== SET TASK ==
Carry none of the pictures over; write out the complete data exactly.

-- BEGIN DATASET SECTION --

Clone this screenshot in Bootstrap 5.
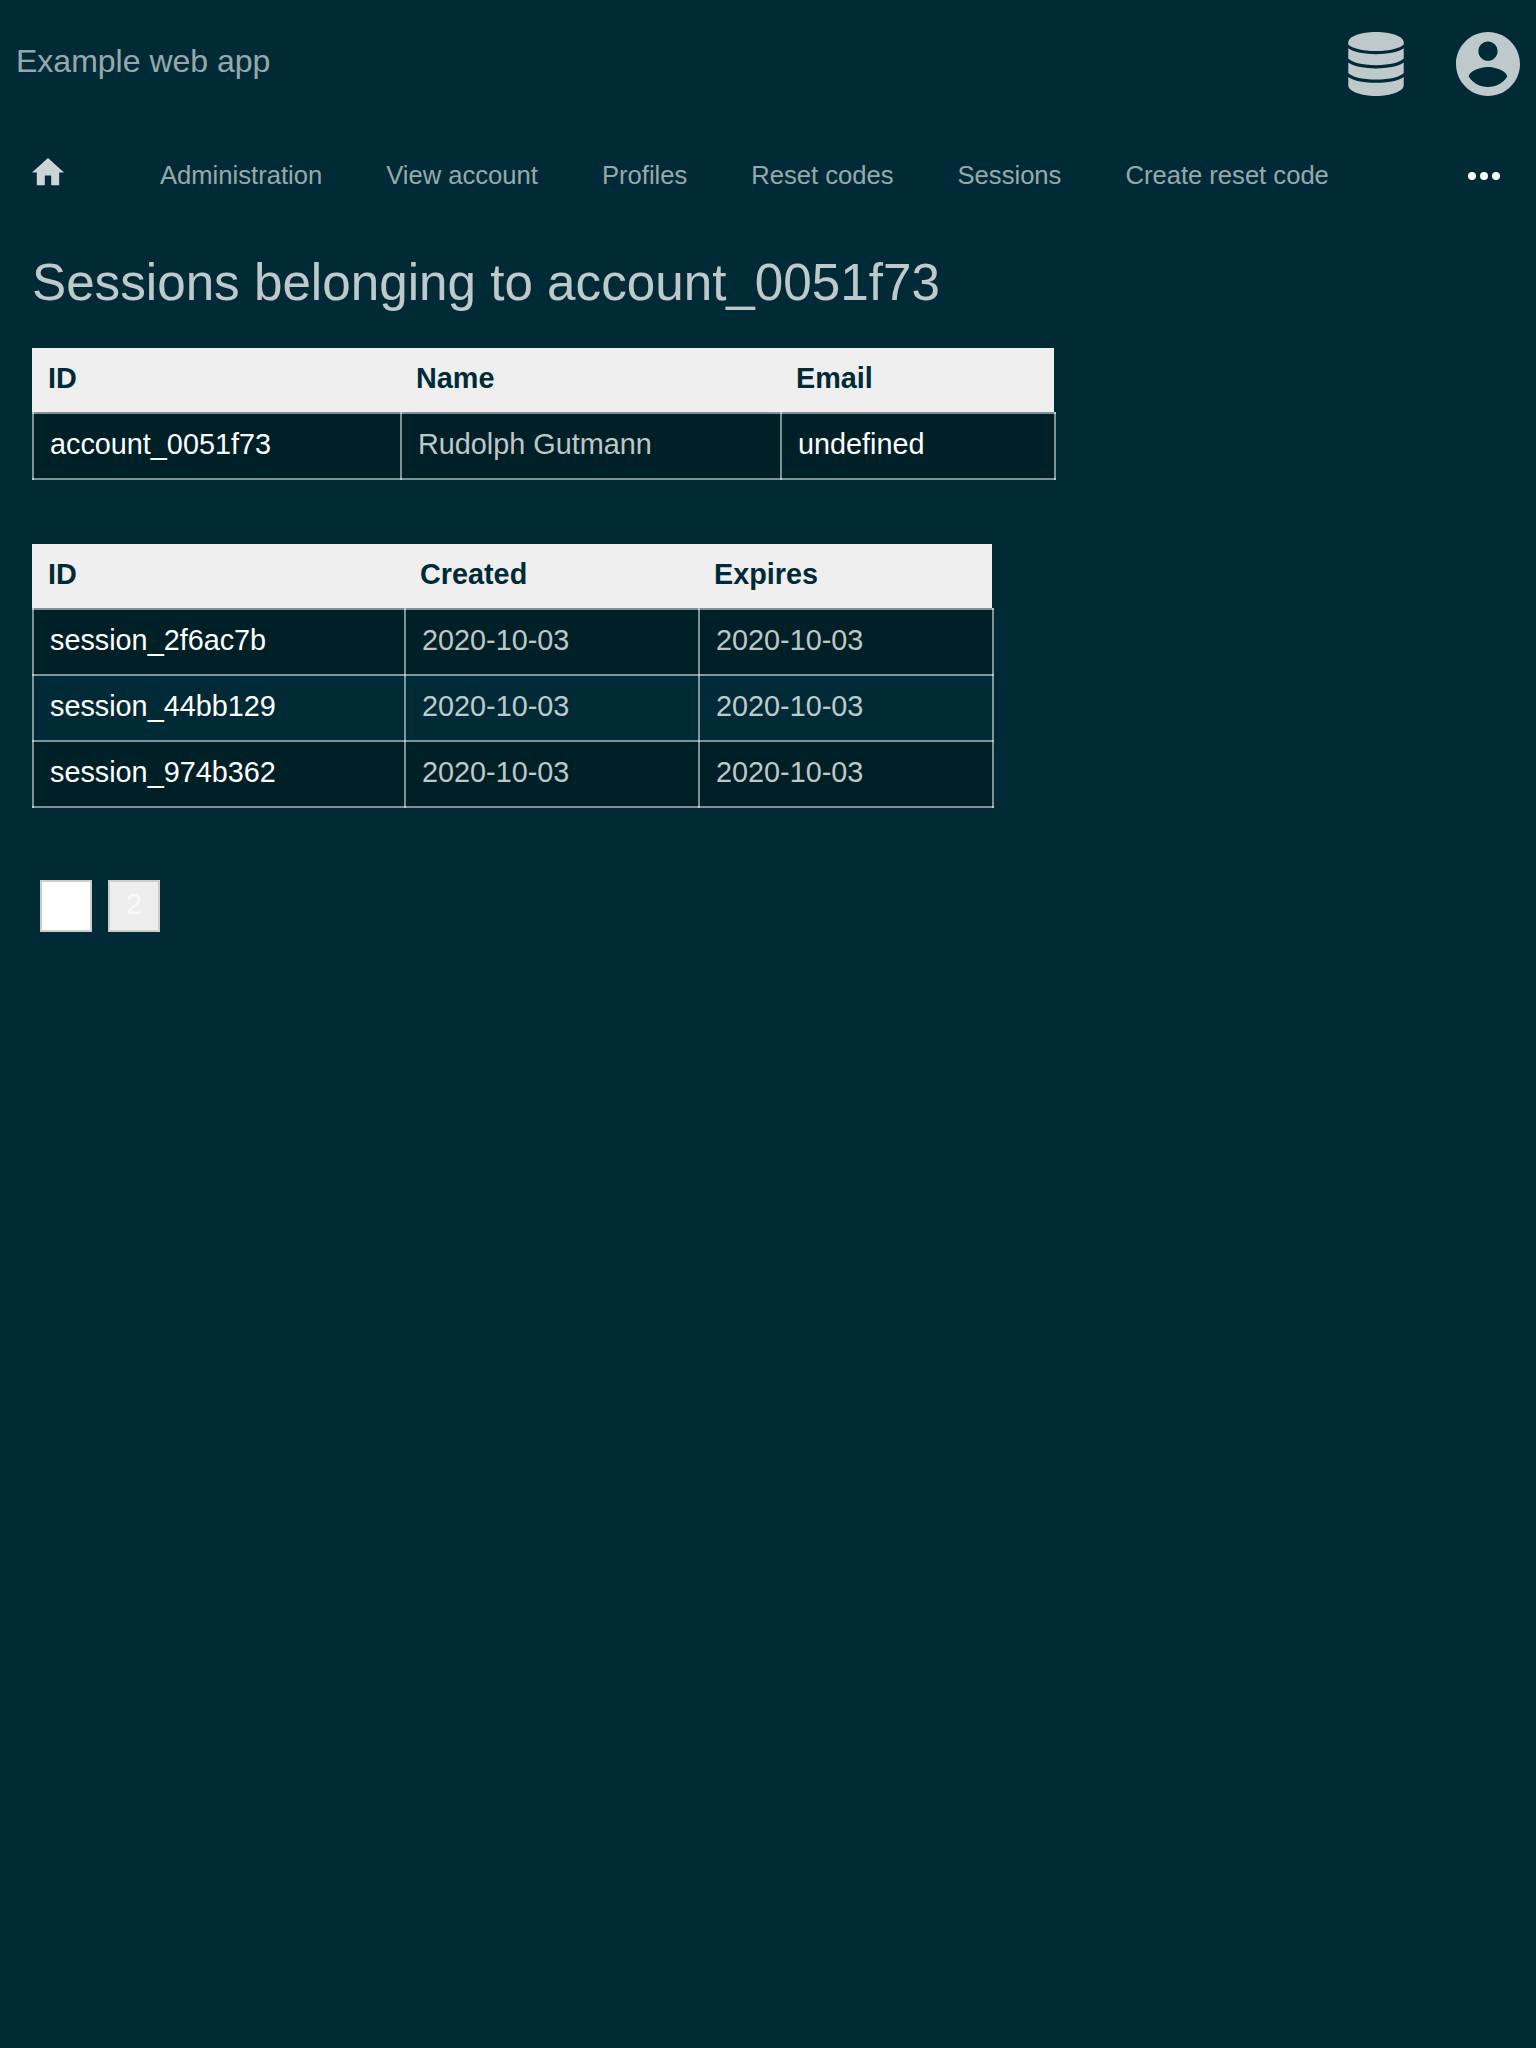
<!DOCTYPE html>
<html lang="en">
<head>
<meta charset="utf-8">
<meta name="viewport" content="width=device-width, initial-scale=1">
<title>Example web app</title>
<link href="https://cdn.jsdelivr.net/npm/bootstrap@5.3.0/dist/css/bootstrap.min.css" rel="stylesheet">
<style>
body{background:#002b36;color:rgba(255,255,255,.75);font-family:"Liberation Sans",Arial,sans-serif;font-size:28.8px;line-height:32px}
a{color:#fff;text-decoration:none}
svg{display:block;fill:currentColor}
.topbar{height:128px;padding:32px 16px 0}
.topbar .navbar-brand{font-size:32px;line-height:36px;margin:0;padding:11px 0 0;color:rgba(255,255,255,.6)}
.topbar .tools{gap:52px}
.topbar .tools a{color:rgba(255,255,255,.75)}
.menubar{height:96px;padding:30px 36px 0 32px}
.menubar .home{color:rgba(255,255,255,.8);padding:.4px 0 0;margin-right:64px}
.menubar .nav-link{font-size:25.6px;line-height:32px;padding:1px 32px 0;color:rgba(255,255,255,.6);white-space:nowrap}
.menubar .more{color:#fff;padding-top:14px}
.page{padding:29px 32px}
.page h1{font-size:51.2px;line-height:60px;font-weight:400;margin:0 0 35px}
.datagrid{--line:rgba(255,255,255,.5);border-collapse:separate;border-spacing:0;table-layout:fixed;margin-bottom:64px}
.datagrid th{background:#efefef;color:#002b36;height:64px;padding:14px 16px 18px;font-weight:700}
.datagrid th:last-child{border-right:2px solid transparent;background-clip:padding-box}
.datagrid td{height:66px;padding:16px 16px 18px 18px;
  background-image:linear-gradient(var(--line),var(--line)),linear-gradient(var(--line),var(--line)),linear-gradient(var(--line),var(--line)),linear-gradient(var(--line),var(--line));
  background-size:2px 100%,100% 2px,0 0,0 0;
  background-position:left top,left top,right top,left bottom;background-repeat:no-repeat}
.datagrid tbody tr:nth-child(odd) td{background-color:#002028}
.datagrid td:last-child{background-size:2px 100%,100% 2px,2px 100%,0 0}
.datagrid tr:last-child td{height:68px;padding-bottom:20px;background-size:2px 100%,100% 2px,0 0,100% 2px}
.datagrid tr:last-child td:last-child{background-size:2px 100%,100% 2px,2px 100%,100% 2px}
.accounts{width:1024px}
.sessions{width:962px}
.pager{gap:16px;padding:8px 8px 0}
.pager .page-link{width:52px;height:52px;border:2px solid #ccc;border-radius:0;background:#eee;color:#fafafa;font-size:28.8px;line-height:32px;padding:6px 0 0;text-align:center}
.pager .active .page-link{background:#fff;color:#fff;border-color:#ccc}
</style>
</head>
<body>
<header class="topbar d-flex justify-content-between align-items-start">
  <a class="navbar-brand" href="#">Example web app</a>
  <div class="tools d-flex">
    <a href="#" aria-label="Administration"><svg width="56" height="64" viewBox="-.3 0 56.6 64" preserveAspectRatio="none"><path d="M28 0C43.5 0 56 4.6 56 10.2v2C53 16 42 19 28 19S3 16 0 12.2v-2C0 4.6 12.5 0 28 0z"/><path d="M0 16.3C6 20.4 16.5 22.2 28 22.2S50 20.4 56 16.3V26.6C53 30.3 42 33.2 28 33.2S3 30.3 0 26.6z"/><path d="M0 30.6C6 34.7 16.5 36.5 28 36.5S50 34.7 56 30.6V40.9C53 44.6 42 47.5 28 47.5S3 44.6 0 40.9z"/><path d="M0 44.9C6 49 16.5 50.8 28 50.8S50 49 56 44.9V53.3C56 59.2 43.5 64 28 64S0 59.2 0 53.3z"/></svg></a>
    <a href="#" aria-label="Account"><svg width="64" height="64" viewBox="2 2 20 20"><path d="M12 2C6.48 2 2 6.48 2 12s4.48 10 10 10 10-4.48 10-10S17.52 2 12 2zm0 3c1.66 0 3 1.34 3 3s-1.34 3-3 3-3-1.34-3-3 1.34-3 3-3zm0 14.2c-2.5 0-4.71-1.28-6-3.22.03-1.99 4-3.08 6-3.08 1.99 0 5.97 1.09 6 3.08-1.29 1.94-3.5 3.22-6 3.22z"/></svg></a>
  </div>
</header>
<nav class="menubar d-flex align-items-start">
  <a class="home" href="#" aria-label="Home"><svg width="32" height="27.2" viewBox="2 3 20 17"><path d="M10 20v-6h4v6h5v-8h3L12 3 2 12h3v8z"/></svg></a>
  <div class="nav flex-nowrap">
    <a class="nav-link" href="#">Administration</a>
    <a class="nav-link" href="#">View account</a>
    <a class="nav-link" href="#">Profiles</a>
    <a class="nav-link" href="#">Reset codes</a>
    <a class="nav-link" href="#">Sessions</a>
    <a class="nav-link" href="#">Create reset code</a>
  </div>
  <a class="more ms-auto" href="#" aria-label="More"><svg width="32" height="8" viewBox="0 0 32 8"><circle cx="4" cy="4" r="4"/><circle cx="16" cy="4" r="4"/><circle cx="28" cy="4" r="4"/></svg></a>
</nav>
<main class="page">
  <h1>Sessions belonging to account_0051f73</h1>
  <table class="datagrid accounts">
    <colgroup><col width="368"><col width="380"><col width="276"></colgroup>
    <thead><tr><th>ID</th><th>Name</th><th>Email</th></tr></thead>
    <tbody><tr><td><a href="#">account_0051f73</a></td><td>Rudolph Gutmann</td><td><a href="#">undefined</a></td></tr></tbody>
  </table>
  <table class="datagrid sessions">
    <colgroup><col width="372"><col width="294"><col width="296"></colgroup>
    <thead><tr><th>ID</th><th>Created</th><th>Expires</th></tr></thead>
    <tbody>
      <tr><td><a href="#">session_2f6ac7b</a></td><td>2020-10-03</td><td>2020-10-03</td></tr>
      <tr><td><a href="#">session_44bb129</a></td><td>2020-10-03</td><td>2020-10-03</td></tr>
      <tr><td><a href="#">session_974b362</a></td><td>2020-10-03</td><td>2020-10-03</td></tr>
    </tbody>
  </table>
  <ul class="pager list-unstyled d-flex mb-0">
    <li class="active"><a class="page-link" href="#">1</a></li>
    <li><a class="page-link" href="#">2</a></li>
  </ul>
</main>
<script src="https://cdn.jsdelivr.net/npm/bootstrap@5.3.0/dist/js/bootstrap.bundle.min.js"></script>
</body>
</html>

-- END DATASET SECTION --

== FINISHED TASK ==
Clone this screenshot in Bootstrap 5.
<!DOCTYPE html>
<html lang="en">
<head>
<meta charset="utf-8">
<meta name="viewport" content="width=device-width, initial-scale=1">
<title>Example web app</title>
<link href="https://cdn.jsdelivr.net/npm/bootstrap@5.3.0/dist/css/bootstrap.min.css" rel="stylesheet">
<style>
body{background:#002b36;color:rgba(255,255,255,.75);font-family:"Liberation Sans",Arial,sans-serif;font-size:28.8px;line-height:32px}
a{color:#fff;text-decoration:none}
svg{display:block;fill:currentColor}
.topbar{height:128px;padding:32px 16px 0}
.topbar .navbar-brand{font-size:32px;line-height:36px;margin:0;padding:11px 0 0;color:rgba(255,255,255,.6)}
.topbar .tools{gap:52px}
.topbar .tools a{color:rgba(255,255,255,.75)}
.menubar{height:96px;padding:30px 36px 0 32px}
.menubar .home{color:rgba(255,255,255,.8);padding:.4px 0 0;margin-right:64px}
.menubar .nav-link{font-size:25.6px;line-height:32px;padding:1px 32px 0;color:rgba(255,255,255,.6);white-space:nowrap}
.menubar .more{color:#fff;padding-top:14px}
.page{padding:29px 32px}
.page h1{font-size:51.2px;line-height:60px;font-weight:400;margin:0 0 35px}
.datagrid{--line:rgba(255,255,255,.5);border-collapse:separate;border-spacing:0;table-layout:fixed;margin-bottom:64px}
.datagrid th{background:#efefef;color:#002b36;height:64px;padding:14px 16px 18px;font-weight:700}
.datagrid th:last-child{border-right:2px solid transparent;background-clip:padding-box}
.datagrid td{height:66px;padding:16px 16px 18px 18px;
  background-image:linear-gradient(var(--line),var(--line)),linear-gradient(var(--line),var(--line)),linear-gradient(var(--line),var(--line)),linear-gradient(var(--line),var(--line));
  background-size:2px 100%,100% 2px,0 0,0 0;
  background-position:left top,left top,right top,left bottom;background-repeat:no-repeat}
.datagrid tbody tr:nth-child(odd) td{background-color:#002028}
.datagrid td:last-child{background-size:2px 100%,100% 2px,2px 100%,0 0}
.datagrid tr:last-child td{height:68px;padding-bottom:20px;background-size:2px 100%,100% 2px,0 0,100% 2px}
.datagrid tr:last-child td:last-child{background-size:2px 100%,100% 2px,2px 100%,100% 2px}
.accounts{width:1024px}
.sessions{width:962px}
.pager{gap:16px;padding:8px 8px 0}
.pager .page-link{width:52px;height:52px;border:2px solid #ccc;border-radius:0;background:#eee;color:#fafafa;font-size:28.8px;line-height:32px;padding:6px 0 0;text-align:center}
.pager .active .page-link{background:#fff;color:#fff;border-color:#ccc}
</style>
</head>
<body>
<header class="topbar d-flex justify-content-between align-items-start">
  <a class="navbar-brand" href="#">Example web app</a>
  <div class="tools d-flex">
    <a href="#" aria-label="Administration"><svg width="56" height="64" viewBox="-.3 0 56.6 64" preserveAspectRatio="none"><path d="M28 0C43.5 0 56 4.6 56 10.2v2C53 16 42 19 28 19S3 16 0 12.2v-2C0 4.6 12.5 0 28 0z"/><path d="M0 16.3C6 20.4 16.5 22.2 28 22.2S50 20.4 56 16.3V26.6C53 30.3 42 33.2 28 33.2S3 30.3 0 26.6z"/><path d="M0 30.6C6 34.7 16.5 36.5 28 36.5S50 34.7 56 30.6V40.9C53 44.6 42 47.5 28 47.5S3 44.6 0 40.9z"/><path d="M0 44.9C6 49 16.5 50.8 28 50.8S50 49 56 44.9V53.3C56 59.2 43.5 64 28 64S0 59.2 0 53.3z"/></svg></a>
    <a href="#" aria-label="Account"><svg width="64" height="64" viewBox="2 2 20 20"><path d="M12 2C6.48 2 2 6.48 2 12s4.48 10 10 10 10-4.48 10-10S17.52 2 12 2zm0 3c1.66 0 3 1.34 3 3s-1.34 3-3 3-3-1.34-3-3 1.34-3 3-3zm0 14.2c-2.5 0-4.71-1.28-6-3.22.03-1.99 4-3.08 6-3.08 1.99 0 5.97 1.09 6 3.08-1.29 1.94-3.5 3.22-6 3.22z"/></svg></a>
  </div>
</header>
<nav class="menubar d-flex align-items-start">
  <a class="home" href="#" aria-label="Home"><svg width="32" height="27.2" viewBox="2 3 20 17"><path d="M10 20v-6h4v6h5v-8h3L12 3 2 12h3v8z"/></svg></a>
  <div class="nav flex-nowrap">
    <a class="nav-link" href="#">Administration</a>
    <a class="nav-link" href="#">View account</a>
    <a class="nav-link" href="#">Profiles</a>
    <a class="nav-link" href="#">Reset codes</a>
    <a class="nav-link" href="#">Sessions</a>
    <a class="nav-link" href="#">Create reset code</a>
  </div>
  <a class="more ms-auto" href="#" aria-label="More"><svg width="32" height="8" viewBox="0 0 32 8"><circle cx="4" cy="4" r="4"/><circle cx="16" cy="4" r="4"/><circle cx="28" cy="4" r="4"/></svg></a>
</nav>
<main class="page">
  <h1>Sessions belonging to account_0051f73</h1>
  <table class="datagrid accounts">
    <colgroup><col width="368"><col width="380"><col width="276"></colgroup>
    <thead><tr><th>ID</th><th>Name</th><th>Email</th></tr></thead>
    <tbody><tr><td><a href="#">account_0051f73</a></td><td>Rudolph Gutmann</td><td><a href="#">undefined</a></td></tr></tbody>
  </table>
  <table class="datagrid sessions">
    <colgroup><col width="372"><col width="294"><col width="296"></colgroup>
    <thead><tr><th>ID</th><th>Created</th><th>Expires</th></tr></thead>
    <tbody>
      <tr><td><a href="#">session_2f6ac7b</a></td><td>2020-10-03</td><td>2020-10-03</td></tr>
      <tr><td><a href="#">session_44bb129</a></td><td>2020-10-03</td><td>2020-10-03</td></tr>
      <tr><td><a href="#">session_974b362</a></td><td>2020-10-03</td><td>2020-10-03</td></tr>
    </tbody>
  </table>
  <ul class="pager list-unstyled d-flex mb-0">
    <li class="active"><a class="page-link" href="#">1</a></li>
    <li><a class="page-link" href="#">2</a></li>
  </ul>
</main>
<script src="https://cdn.jsdelivr.net/npm/bootstrap@5.3.0/dist/js/bootstrap.bundle.min.js"></script>
</body>
</html>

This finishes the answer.